From Powells.com
Staff Pick
After Trayvon Martin was murdered, Jesmyn Ward went looking for community. She went to Twitter, where she knew people would be outraged. It didn’t last, though; other topics took over. She wanted more. She wanted something she could hold. The Fire This Time is that book. It is a must-read. Recommended By Britt A., Powells.com
Synopses & Reviews
National Book Award–winner Jesmyn Ward takes James Baldwin’s 1963 examination of race in America, The Fire Next Time, as a jumping off point for this groundbreaking collection of essays and poems about race from the most important voices of her generation and our time.
In light of recent tragedies and widespread protests across the nation, The Progressive magazine republished one of its most famous pieces: James Baldwin’s 1962 "Letter to My Nephew," which was later published in his landmark book, The Fire Next Time. Addressing his fifteen-year-old namesake on the one hundredth anniversary of the Emancipation Proclamation, Baldwin wrote: "You know and I know, that the country is celebrating one hundred years of freedom one hundred years too soon."
Award-winning author Jesmyn Ward knows that Baldwin’s words ring as true as ever today. In response, she has gathered short essays, memoir, and a few essential poems to engage the question of race in the United States. And she has turned to some of her generation’s most original thinkers and writers to give voice to their concerns.
The Fire This Time is divided into three parts that shine a light on the darkest corners of our history, wrestle with our current predicament, and envision a better future. Of the eighteen pieces, ten were written specifically for this volume.
In the fifty-odd years since Baldwin’s essay was published, entire generations have dared everything and made significant progress. But the idea that we are living in the post-Civil Rights era, that we are a "post-racial" society is an inaccurate and harmful reflection of a truth the country must confront. Baldwin’s "fire next time" is now upon us, and it needs to be talked about.

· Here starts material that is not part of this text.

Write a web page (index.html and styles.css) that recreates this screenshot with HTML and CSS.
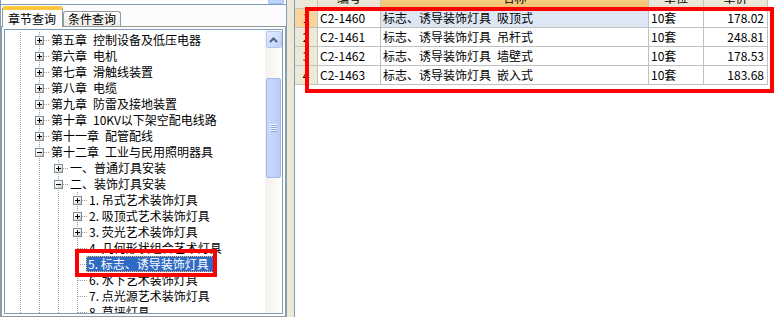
FILE: index.html
```html
<!DOCTYPE html>
<html lang="zh-CN">
<head>
<meta charset="UTF-8">
<title>定额查询</title>
<link rel="stylesheet" href="styles.css">
</head>
<body>
<div class="app">
    <div class="left">
        <div class="top-strip"><span class="top-thumb"></span></div>
        <div class="tabs">
            <div class="tab active">章节查询</div>
            <div class="tab">条件查询</div>
        </div>
        <div class="pane">
            <div class="tree">
                <div class="nodes">
                    <div class="node"><span class="guide"></span><span class="joint"><i class="box plus"></i></span><span class="label">第五章&ensp;控制设备及低压电器</span></div>
                    <div class="node"><span class="guide"></span><span class="joint"><i class="box plus"></i></span><span class="label">第六章&ensp;电机</span></div>
                    <div class="node"><span class="guide"></span><span class="joint"><i class="box plus"></i></span><span class="label">第七章&ensp;滑触线装置</span></div>
                    <div class="node"><span class="guide"></span><span class="joint"><i class="box plus"></i></span><span class="label">第八章&ensp;电缆</span></div>
                    <div class="node"><span class="guide"></span><span class="joint"><i class="box plus"></i></span><span class="label">第九章&ensp;防雷及接地装置</span></div>
                    <div class="node"><span class="guide"></span><span class="joint"><i class="box plus"></i></span><span class="label">第十章&ensp;10KV以下架空配电线路</span></div>
                    <div class="node"><span class="guide"></span><span class="joint"><i class="box plus"></i></span><span class="label">第十一章&ensp;配管配线</span></div>
                    <div class="node"><span class="guide"></span><span class="joint"><i class="box minus"></i></span><span class="label">第十二章&ensp;工业与民用照明器具</span></div>
                    <div class="node"><span class="guide"></span><span class="guide"></span><span class="joint"><i class="box plus"></i></span><span class="label">一、普通灯具安装</span></div>
                    <div class="node"><span class="guide"></span><span class="guide"></span><span class="joint"><i class="box minus"></i></span><span class="label">二、装饰灯具安装</span></div>
                    <div class="node"><span class="guide"></span><span class="guide"></span><span class="guide"></span><span class="joint"><i class="box plus"></i></span><span class="label">1. 吊式艺术装饰灯具</span></div>
                    <div class="node"><span class="guide"></span><span class="guide"></span><span class="guide"></span><span class="joint"><i class="box plus"></i></span><span class="label">2. 吸顶式艺术装饰灯具</span></div>
                    <div class="node"><span class="guide"></span><span class="guide"></span><span class="guide"></span><span class="joint"><i class="box plus"></i></span><span class="label">3. 荧光艺术装饰灯具</span></div>
                    <div class="node"><span class="guide"></span><span class="guide"></span><span class="guide"></span><span class="joint"></span><span class="label">4. 几何形状组合艺术灯具</span></div>
                    <div class="node"><span class="guide"></span><span class="guide"></span><span class="guide"></span><span class="joint"></span><span class="label selected">5. 标志、诱导装饰灯具</span></div>
                    <div class="node"><span class="guide"></span><span class="guide"></span><span class="guide"></span><span class="joint"></span><span class="label">6. 水下艺术装饰灯具</span></div>
                    <div class="node"><span class="guide"></span><span class="guide"></span><span class="guide"></span><span class="joint"></span><span class="label">7. 点光源艺术装饰灯具</span></div>
                    <div class="node"><span class="guide"></span><span class="guide"></span><span class="guide"></span><span class="joint"></span><span class="label">8. 草坪灯具</span></div>
                </div>
                <div class="vscroll">
                    <div class="sb-btn">
                        <svg width="9" height="6" viewBox="0 0 9 6"><path d="M1 5L4.5 1.5L8 5" fill="none" stroke="#4d6185" stroke-width="2"/></svg>
                    </div>
                    <div class="sb-thumb">
                        <svg width="7" height="8" viewBox="0 0 7 8">
                            <path d="M0 0.5h7M0 2.5h7M0 4.5h7M0 6.5h7" stroke="#eef4fe"/>
                            <path d="M1 1.5h7M1 3.5h7M1 5.5h7M1 7.5h7" stroke="#8ca8e6"/>
                        </svg>
                    </div>
                </div>
            </div>
        </div>
    </div>

    <div class="splitter"></div>

    <div class="right">
        <div class="grid">
            <div class="cell ind hd"></div>
            <div class="cell hd">编号</div>
            <div class="cell hd sorted">名称</div>
            <div class="cell hd">单位</div>
            <div class="cell hd">单价</div>

            <div class="cell ind current">1</div>
            <div class="cell">C2-1460</div>
            <div class="cell focus">标志、诱导装饰灯具&ensp;吸顶式</div>
            <div class="cell">10套</div>
            <div class="cell num">178.02</div>

            <div class="cell ind">2</div>
            <div class="cell">C2-1461</div>
            <div class="cell">标志、诱导装饰灯具&ensp;吊杆式</div>
            <div class="cell">10套</div>
            <div class="cell num">248.81</div>

            <div class="cell ind">3</div>
            <div class="cell">C2-1462</div>
            <div class="cell">标志、诱导装饰灯具&ensp;墙壁式</div>
            <div class="cell">10套</div>
            <div class="cell num">178.53</div>

            <div class="cell ind">4</div>
            <div class="cell">C2-1463</div>
            <div class="cell">标志、诱导装饰灯具&ensp;嵌入式</div>
            <div class="cell">10套</div>
            <div class="cell num">183.68</div>
        </div>
    </div>

    <!-- red annotation frames -->
    <div class="mark mark-tree"></div>
    <div class="mark mark-grid"></div>
</div>
</body>
</html>
```

FILE: styles.css
```css
body {
    margin: 0;
    font-family: "Noto Sans CJK SC", "Liberation Sans", sans-serif;
    font-size: 12px;
    color: #000;
    background: #fff;
}

.app {
    position: relative;
    display: flex;
    width: 777px;
    height: 317px;
    overflow: hidden;
}

/* Left side: tab control with the chapter tree */
.left {
    width: 286px;
    flex: none;
    display: flex;
    flex-direction: column;
    border-left: 1px solid #7f9db9;
    box-sizing: border-box;
    background: #fcfcfe;
}

.top-strip {
    height: 4px;
    background: #fff;
    border-bottom: 1px solid #7f9db9;
    display: flex;
    justify-content: flex-end;
    padding-right: 2px;
}

.top-thumb {
    width: 14px;
    height: 3px;
    background: #c1d3fb;
    border: 1px solid #a6bdf0;
    border-top: none;
    border-radius: 0 0 2px 2px;
}

.tabs {
    height: 21px;
    display: flex;
    align-items: flex-end;
    padding-left: 1px;
}

.tab {
    height: 14px;
    line-height: 14px;
    padding: 0 4px;
    border: 1px solid #919b9c;
    border-bottom: none;
    border-radius: 3px 3px 0 0;
    background: linear-gradient(#ffffff, #ecebe6);
    white-space: nowrap;
}

.tab.active {
    height: 18px;
    line-height: 19px;
    padding: 0 6px 0 5px;
    margin-bottom: -1px;
    background: #fcfcfe;
    border-top: 3px solid #ffc83c;
    box-shadow: inset 0 1px 0 #ffc83c;
    position: relative;
    z-index: 1;
}

.pane {
    flex: 1;
    min-height: 0;
    border: 1px solid #919b9c;
    padding: 2px;
    display: flex;
}

.tree {
    flex: 1;
    display: flex;
    border: 1px solid #7f9db9;
    background: #fff;
    overflow: hidden;
}

.nodes {
    flex: 1;
    padding: 2px 0 0 6px;
}

.node {
    display: flex;
    height: 16px;
    white-space: nowrap;
}

.guide,
.joint {
    width: 19px;
    flex: none;
    background: repeating-linear-gradient(#a0a0a0 0 1px, transparent 1px 2px) 9px 0 / 1px 100% no-repeat;
}

.joint {
    display: flex;
    align-items: center;
    justify-content: center;
    background:
        repeating-linear-gradient(to right, #a0a0a0 0 1px, transparent 1px 2px) 10px 8px / 9px 1px no-repeat,
        repeating-linear-gradient(#a0a0a0 0 1px, transparent 1px 2px) 9px 0 / 1px 100% no-repeat;
}

.box {
    position: relative;
    width: 7px;
    height: 7px;
    border: 1px solid #7a8c9c;
    background: linear-gradient(135deg, #ffffff 30%, #c9c6b8);
}

.box::before,
.box::after {
    content: "";
    position: absolute;
    background: #000;
}

.box::before {
    left: 1px;
    top: 3px;
    width: 5px;
    height: 1px;
}

.box.plus::after {
    left: 3px;
    top: 1px;
    width: 1px;
    height: 5px;
}

.label {
    height: 16px;
    line-height: 16px;
    padding: 0 1px;
    margin-left: 1px;
}

.selected {
    margin-left: -1px;
    padding: 0 5px 0 2px;
    background: #316ac5;
    color: #fff;
    outline: 1px dotted #e8c070;
    outline-offset: -1px;
}

/* Scroll bar of the tree */
.vscroll {
    width: 17px;
    flex: none;
    background: linear-gradient(to right, #f3f1ec, #fefefb);
    padding-top: 1px;
    display: flex;
    flex-direction: column;
    align-items: center;
}

.sb-btn {
    width: 14px;
    height: 15px;
    border: 1px solid #b6c8f4;
    border-radius: 2px;
    background: linear-gradient(135deg, #e4ecfe, #bdcffa);
    display: flex;
    align-items: center;
    justify-content: center;
}

.sb-thumb {
    width: 13px;
    height: 98px;
    margin-top: 30px;
    border: 1px solid #a3b8ec;
    border-radius: 2px;
    background: linear-gradient(to right, #c9d8fd, #b9ccf8);
    display: flex;
    align-items: center;
    justify-content: center;
}

.splitter {
    width: 7px;
    flex: none;
    background: #ece9d8;
    border-left: 1px solid #7f9db9;
    border-right: 1px solid #7f9db9;
}

/* Right side: quota grid */
.right {
    flex: 1;
    background: #fff;
    overflow: hidden;
}

.grid {
    display: grid;
    grid-template-columns: 23px 63px 268px 55px 64px;
    grid-auto-rows: 19px;
    margin-top: -10px;
}

.cell {
    box-sizing: border-box;
    border-right: 1px solid #c0c0c0;
    border-bottom: 1px solid #c0c0c0;
    padding: 0 2px;
    line-height: 18px;
    white-space: nowrap;
    overflow: hidden;
}

.cell.hd {
    text-align: center;
    line-height: 16px;
    background: linear-gradient(#f5f3ea, #e6e2d0);
    border-color: #c8c4b4;
}

.cell.hd.sorted {
    background: linear-gradient(#f8dba4, #f2c06a);
}

.cell.ind {
    text-align: center;
    background: #ece9d8;
    border-color: #c8c4b4;
    padding: 0;
}

.cell.ind.current {
    background: #f8d39c;
}

.cell.focus {
    background: #dde7f4;
}

.cell.num {
    text-align: right;
    padding-right: 3px;
}

/* Red annotation frames drawn over the screenshot */
.mark {
    position: absolute;
    box-sizing: border-box;
    border: 4px solid #ff0000;
    pointer-events: none;
}

.mark-tree {
    left: 75px;
    top: 249px;
    width: 142px;
    height: 28px;
}

.mark-grid {
    left: 305px;
    top: 7px;
    width: 469px;
    height: 86px;
}
```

Contributors include Carol Anderson, Jericho Brown, Garnette Cadogan, Edwidge Danticat, Rachel Kaadzi Ghansah, Mitchell S. Jackson, Honoree Jeffers, Kima Jones, Kiese Laymon, Daniel Jose Older, Emily Raboteau, Claudia Rankine, Clint Smith, Natasha Trethewey, Wendy S. Walters, Isabel Wilkerson, and Kevin Young.
Review
"Ward's remarkable achievement is the gift of freshly minted perspectives on a tale that may seem old and twice-told. Readers in search of conversations about race in America should start here." Publishers Weekly (Starred Review)
Review
"Fires destroy things…burns them up…makes ashes for us all…But fires also keep us warm…give us a glow to sit by…to tell ancestry stories to the children against the rhythmic crackle of history…to make love to against the glow. The generation of segregations gave us The Fire Next Time…we broke down those walls…The generation after segregation gives us the water to mix with the ashes to build…something…anything all…in the words of Margaret Walker…our own. This is a book to pick up and tuck under our hearts to see what we can build." Nikki Giovanni, poet
Review
"In 1963, we were poised on a precipice, intellectually, spiritually, politically primed for the change we knew had to come. Now, some half-century later, we are again at the precipice. We are dismayed and disheartened to find ourselves here, aghast that the rules and players have changed but the game, somehow, is the same. What do we do, this post-Civil Rights generation, in the face of the same injustice, dressed in different clothes, coded in different laws? In The Fire This Time, a new generation of black writers speak with the 'fierce urgency of now.'" Ayana Mathis, novelist
Review
"A half century ago James Baldwin, the prophet in the American wilderness, delivered The Fire Next Time—as complex a reckoning with race, morality and human nature as we have seen. Jesmyn Ward has pulled together in this collection you now hold the incisive, sage, angry and deeply complex voices of a new generation, responding to many of the same questions that confronted us in 1963. To Baldwin's call we now have a choral response—one that should be read by every one of us committed to the cause of equality and freedom." Jelani Cobb, historian
About the Author
Jesmyn Ward grew up in DeLisle, Mississippi. She received her BA and MA from Stanford University and her MFA from the University of Michigan, where she received five Hopwood Awards. She was a Stegner Fellow at Stanford University and the John and Renée Grisham Writer in Residence at the University of Mississippi. She is the author of the novels, Where the Line Bleeds and Salvage the Bones; the memoir, Men We Reaped; and the editor of The Fire This Time. Ward is currently at work on her third novel and is an associate professor of creative writing at Tulane University. She lives in Mississippi.